- Born: Virginia Eller September 13, 1906 Centerville, Pennsylvania, US
- Died: April 13, 1995 (aged 88) Buffalo, New York, US
- Education: Buffalo Fine Arts Academy
- Alma mater: Albright Art School
- Known for: mural paintings, abstract art, still lives, and portraits
- Spouse: Manley B Tillou

= Virginia Tillou =

American artist

Virginia E Tillou (September 13, 1906 – April 13, 1995) was an American artist known for mural paintings, abstract art, still lives, and portraits.

== Early life and education ==
Virginia E Tillou (Virginia Eller) was born in Centerville, Pennsylvania. She was raised in Buffalo, New York. She studied the violin at the School of Fine Arts of the Buffalo Fine Arts Academy. She eventually received an art scholarship, and became a painting student. She graduated from Buffalo Fine Arts Academy in 1927. She then attended the Cape Cod School of Art in Provincetown, Massachusetts before graduating from the Albright Art School in 1929. Following her graduation she worked as a staff artist at the Buffalo Museum of Science. In the meantime she was studying painting with Edwin Dickinson and William Hekking.
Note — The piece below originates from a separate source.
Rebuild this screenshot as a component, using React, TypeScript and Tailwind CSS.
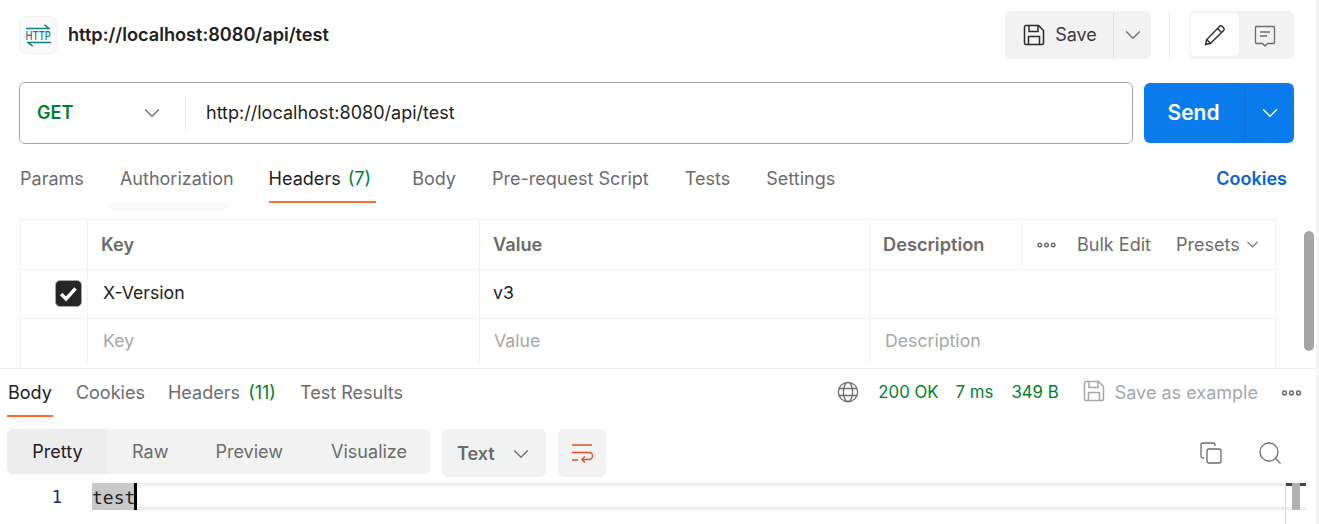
import { ChevronDown } from "lucide-react";

const sans = "font-['Inter',sans-serif]";

function SaveIcon({ className }: { className?: string }) {
  return (
    <svg viewBox="0 0 22 22" fill="none" stroke="currentColor" strokeWidth="1.5" className={className}>
      <path d="M1.5 3A1.5 1.5 0 0 1 3 1.5h12.5l5 5V19a1.5 1.5 0 0 1-1.5 1.5H3A1.5 1.5 0 0 1 1.5 19Z" />
      <path d="M6 1.5v6h9v-6" />
      <path d="M5.5 20.5v-8h11v8" />
    </svg>
  );
}

function Dots({ className }: { className?: string }) {
  return (
    <svg viewBox="0 0 20 6" fill="none" stroke="currentColor" strokeWidth="1.5" className={className}>
      <circle cx="3" cy="3" r="1.9" />
      <circle cx="10" cy="3" r="1.9" />
      <circle cx="17" cy="3" r="1.9" />
    </svg>
  );
}

function HeaderCell({ label, className }: { label: string; className?: string }) {
  return <div className={`flex items-center border-r border-[#f2f2f2] pl-[13px] pt-[1px] text-[18.2px] font-semibold text-[#6b6b6b] ${className ?? ""}`}>{label}</div>;
}

export default function App() {
  return (
    <div className={`${sans} h-[524px] w-[1319px] overflow-hidden bg-[#f6f6f6] text-[18.05px] text-[#212121]`}>
      <div className="h-[524px] w-[1316px] bg-white">
        {/* Request */}
        <section className="relative h-[369px] border-b border-[#ededed]">
          <div className="flex h-[82px] items-start pl-[19px] pr-[22px] pt-[11px]">
            <div className="mt-[5px] flex h-[38px] w-[38px] flex-col items-center justify-center rounded-[6px] border border-[#f2f2f2] bg-[#f9f9f9] text-[#10808c]">
              <svg viewBox="0 0 26 6" className="h-[6px] w-[25px]" fill="none" stroke="currentColor" strokeWidth="1.5">
                <path d="M0 4.5h25M19 0.8l4.5 3.4" />
              </svg>
              <span className="h-[11px] scale-x-[0.78] text-[12px] font-medium leading-[11px]">HTTP</span>
              <svg viewBox="0 0 26 6" className="h-[6px] w-[25px]" fill="none" stroke="currentColor" strokeWidth="1.5">
                <path d="M1 1.5h25M7 5.2L2.5 1.8" />
              </svg>
            </div>
            <span className="ml-[11px] mt-[10px] text-[18.15px] font-semibold leading-[26px] text-[#212121]">http://localhost:8080/api/test</span>
            <div className="ml-auto flex h-[48px] w-[146px] rounded-[6px] bg-[#f2f2f2]">
              <div className="flex w-[109px] items-center justify-center gap-[10px] border-r border-[#e2e2e2] pl-[2px]">
                <SaveIcon className="h-[22px] w-[22px] text-[#2b2b2b]" />
                <span className="text-[#3a3a3a]">Save</span>
              </div>
              <div className="flex flex-1 items-center justify-center">
                <ChevronDown className="h-[26px] w-[26px] text-[#6b6b6b]" strokeWidth={1.1} />
              </div>
            </div>
            <div className="ml-[18px] h-[48px] w-px bg-[#ededed]" />
            <div className="ml-[19px] flex h-[48px] w-[105px] rounded-[6px] bg-[#f2f2f2] pl-[1px] pt-[2px]">
              <div className="flex h-[43px] w-[49px] items-center justify-center rounded-[5px] bg-white">
                <svg viewBox="0 0 22 22" className="h-[22px] w-[22px] text-[#2b2b2b]" fill="none" stroke="currentColor" strokeWidth="1.4">
                  <path d="M1.5 20.5l1.2-5L15.5 2.4a2 2 0 0 1 2.8 0l1.3 1.3a2 2 0 0 1 0 2.8L6.6 19.3Z" />
                  <path d="M13.5 4.5l4 4M2.7 15.5l3.9 3.8" />
                </svg>
              </div>
              <div className="flex flex-1 items-center justify-center pr-[3px]">
                <svg viewBox="0 0 22 22" className="h-[22px] w-[22px] text-[#6b6b6b]" fill="none" stroke="currentColor" strokeWidth="1.3">
                  <path d="M2.5 1.5h17a1 1 0 0 1 1 1v15a1 1 0 0 1-1 1h-6l-2.5 2.5-2.5-2.5h-6a1 1 0 0 1-1-1v-15a1 1 0 0 1 1-1Z" />
                  <path d="M6 7h10M6 11h7" />
                </svg>
              </div>
            </div>
          </div>

          {/* URL bar */}
          <div className="flex h-[62px] gap-[11px] pl-[19px] pr-[22px]">
            <div className="flex h-[62px] flex-1 items-center rounded-[6px] border border-[#a6a6a6] bg-white">
              <div className="flex h-[36px] w-[166px] items-center justify-between border-r border-[#ededed] pl-[17px] pr-[20px]">
                <span className="font-semibold text-[#007f31]">GET</span>
                <ChevronDown className="h-[26px] w-[26px] text-[#6b6b6b]" strokeWidth={1.1} />
              </div>
              <span className="pl-[20px] text-[#212121]">http://localhost:8080/api/test</span>
            </div>
            <div className="mt-[1px] flex h-[60px] w-[150px] rounded-[6px] bg-[#097bed] text-white">
              <div className="flex w-[101px] items-center justify-center border-r border-[#0b6fd4] pr-[1px] text-[21px] font-semibold">Send</div>
              <div className="flex flex-1 items-center justify-center">
                <ChevronDown className="h-[26px] w-[26px]" strokeWidth={1.3} />
              </div>
            </div>
          </div>

          {/* Request tabs */}
          <div className="relative flex h-[58px] items-start pl-[20px] pr-[29px] pt-[21px] leading-[27px] text-[#6b6b6b]">
            <span>Params</span>
            <span className="ml-[36px]">Authorization</span>
            <span className="relative ml-[35px] text-[#212121]">
              Headers <span className="ml-[2px] text-[#007f31]">(7)</span>
              <span className="absolute -bottom-[11px] -right-[5px] left-0 h-[2px] bg-[#ff6c37]" />
            </span>
            <span className="ml-[41px]">Body</span>
            <span className="ml-[36px]">Pre-request Script</span>
            <span className="ml-[36px]">Tests</span>
            <span className="ml-[36px]">Settings</span>
            <span className="ml-auto font-semibold text-[#0b63cf]">Cookies</span>
            <div className="absolute left-[107px] top-[59px] h-[7px] w-[123px] rounded-b-[12px] bg-[#f9f9f9]" />
          </div>

          {/* Headers table */}
          <div className="ml-[20px] mt-[17px] w-[1256px] border-x border-t border-[#f2f2f2] text-[17.7px]">
            <div className="grid h-[50px] grid-cols-[67px_392px_390px_152px_1fr] border-b border-[#f2f2f2]">
              <div className="border-r border-[#f2f2f2]" />
              <HeaderCell label="Key" />
              <HeaderCell label="Value" />
              <HeaderCell label="Description" />
              <div className="flex items-center pl-[15px] text-[18.05px] text-[#6b6b6b]">
                <Dots className="h-[6px] w-[19px]" />
                <span className="ml-[21px]">Bulk Edit</span>
                <span className="ml-[25px]">Presets</span>
                <ChevronDown className="ml-[3px] h-[19px] w-[19px]" strokeWidth={1.5} />
              </div>
            </div>
            <div className="grid h-[49px] grid-cols-[67px_392px_390px_1fr] border-b border-[#f2f2f2]">
              <div className="flex items-center justify-end border-r border-[#f2f2f2] pb-[2px] pr-[5px]">
                <div className="flex h-[27px] w-[27px] items-center justify-center rounded-[5px] border border-[#a6a6a6] bg-[#262626]">
                  <svg viewBox="0 0 20 20" className="h-[21px] w-[21px]" fill="none" stroke="white" strokeWidth="3.2">
                    <path d="M3 10.5l4.7 4.7 9-10" />
                  </svg>
                </div>
              </div>
              <div className="flex items-center border-r border-[#f2f2f2] pb-[1px] pl-[15px]">X-Version</div>
              <div className="flex items-center border-r border-[#f2f2f2] pb-[1px] pl-[13px]">v3</div>
              <div />
            </div>
            <div className="grid h-[48px] grid-cols-[67px_392px_390px_1fr] pb-[3px] text-[#a6a6a6]">
              <div className="border-r border-[#f2f2f2]" />
              <div className="flex items-center border-r border-[#f2f2f2] pl-[15px]">Key</div>
              <div className="flex items-center border-r border-[#f2f2f2] pl-[14px]">Value</div>
              <div className="flex items-center pl-[15px]">Description</div>
            </div>
          </div>

          <div className="absolute left-[1304px] top-[231px] h-[120px] w-[10px] rounded-[5px] bg-[#a6a6a6]" />
        </section>

        {/* Response */}
        <section className="relative">
          <div className="flex h-[48px] items-start pl-[8px] pr-[14px] pt-[10px] leading-[27px] text-[#6b6b6b]">
            <span className="relative text-[#212121]">
              Body
              <span className="absolute -bottom-[11px] left-[-1px] right-[-1px] h-[2px] bg-[#ff6c37]" />
            </span>
            <span className="ml-[24px]">Cookies</span>
            <span className="ml-[23px]">Headers <span className="ml-[3px] text-[#007f31]">(11)</span></span>
            <span className="ml-[24px]">Test Results</span>
            <svg viewBox="0 0 22 22" className="ml-auto mt-[2px] h-[22px] w-[22px]" fill="none" stroke="#6b6b6b" strokeWidth="1.3">
              <circle cx="11" cy="11" r="9.7" />
              <ellipse cx="11" cy="11" rx="4.6" ry="9.7" />
              <path d="M2 7.5h18M2 14.5h18" />
            </svg>
            <span className="ml-[19px] text-[16.8px] text-[#007f31]">200 OK</span>
            <span className="ml-[17px] text-[16.8px] text-[#007f31]">7 ms</span>
            <span className="ml-[18px] text-[16.8px] text-[#007f31]">349 B</span>
            <SaveIcon className="ml-[24px] mt-[1px] h-[22px] w-[22px] text-[#a6a6a6]" />
            <span className="ml-[10px] text-[#a6a6a6]">Save as example</span>
            <Dots className="ml-[23px] mt-[11px] h-[6px] w-[21px]" />
          </div>

          <div className="flex h-[60px] items-start pl-[7px] pr-[35px] pt-[12px]">
            <div className="flex h-[45px] w-[423px] items-center rounded-[6px] bg-[#f2f2f2] text-[#6b6b6b]">
              <div className="flex h-full w-[100px] items-center justify-center rounded-l-[6px] bg-[#ededed] pl-[1px] text-[#212121]">Pretty</div>
              <span className="ml-[25px]">Raw</span>
              <span className="ml-[47px]">Preview</span>
              <span className="ml-[48px]">Visualize</span>
            </div>
            <div className="ml-[12px] flex h-[48px] w-[104px] items-center rounded-[6px] bg-[#f2f2f2] pl-[15px] pt-[2px] font-semibold text-[#6b6b6b]">
              Text
              <ChevronDown className="ml-[13px] h-[26px] w-[26px]" strokeWidth={1.1} />
            </div>
            <div className="ml-[12px] flex h-[48px] w-[48px] items-center justify-center rounded-[6px] bg-[#f2f2f2]">
              <svg viewBox="0 0 22 22" className="h-[22px] w-[22px]" fill="none" stroke="#d9512c" strokeWidth="1.4">
                <path d="M1 3h20M1 10.5h17a3 3 0 0 1 0 7h-7M1 18h6M14 14.5l-3 3 3 3" />
              </svg>
            </div>
            <svg viewBox="0 0 22 22" className="ml-auto mt-[13px] h-[22px] w-[22px]" fill="none" stroke="#6b6b6b" strokeWidth="1.3">
              <rect x="7" y="7" width="14" height="14" rx="2" />
              <path d="M4 16H3a2 2 0 0 1-2-2V3a2 2 0 0 1 2-2h10a2 2 0 0 1 2 2v1" />
            </svg>
            <svg viewBox="0 0 22 22" className="ml-[37px] mt-[13px] h-[22px] w-[22px]" fill="none" stroke="#6b6b6b" strokeWidth="1.3">
              <circle cx="10" cy="10" r="9" />
              <path d="M16.5 16.5l5 5" />
            </svg>
          </div>

          {/* Editor */}
          <div className="mt-[6px] mr-[10px] flex h-[27px] items-stretch">
            <div className="w-[92px] pr-[30px] pt-[1px] text-right font-['DejaVu_Sans_Mono',monospace] text-[17px] leading-[27px] text-[#1a237e]">1</div>
            <div className="relative flex-1 border-y-[3px] border-[#ededed]">
              <span className="absolute -top-[3px] left-0 flex h-[27px] w-[43px] items-center bg-[#c8c8c8] pt-[1px] font-['DejaVu_Sans_Mono',monospace] text-[18px] text-[#212121]">test</span>
              <span className="absolute -top-[3px] left-[42px] h-[27px] w-[3px] bg-black" />
              <span className="absolute -top-[3px] left-[1194px] h-[3px] w-[20px] bg-[#444444]" />
              <span className="absolute -top-[3px] left-[1200px] h-[27px] w-[8px] bg-[#b0b0b0]" />
              <span className="absolute -top-[3px] left-[1193px] h-[41px] w-px bg-[#d9d9d9]" />
            </div>
          </div>
        </section>
      </div>
    </div>
  );
}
== Major works and notable exhibits ==
She exhibited her still lives and portraits in the Albright Art Gallery in 1954. In 1967 she accepted a commission to make a 40 foot high mural in interior entrance of the New York State Masonic Administration Building in Utica, New York. In 1982, she had a solo exhibition of her still lived at Rutland Gallery in London, much of the show sold to European collectors. In 1985, she had a solo exhibit titled "Tabletops and Portraits" at Burchfield Penney Art Center. The show featured portraits of various Buffalo residents. Her paintings appeared in the collections of Buffalo City Hall, Graphic Controls Corp., Andre Maurois and Andy Williams.

== Work with art associations ==
Tillou was an active member of art associations. From 1981 to 1983 she was on the board of directors for the Albright-Knox Art Gallery. She was a chairwoman for Members Gallery, Women's Advisory Council and the Allentown Association. She was a member of the Friends of the School of Architecture and Environmental Design at University at Buffalo, the Main-Genesee Task Design Group for Buffalo Revitalization, Buffalo Landmark and Preservation Board and the Niagara Frontier Landmark Society. Tillou served as the president and vice president for Patteran Artists.

== Family life ==
She married Manley B. Tillou and had three sons.

== Death ==
Virginia died at the age of 89 in Buffalo General Hospital.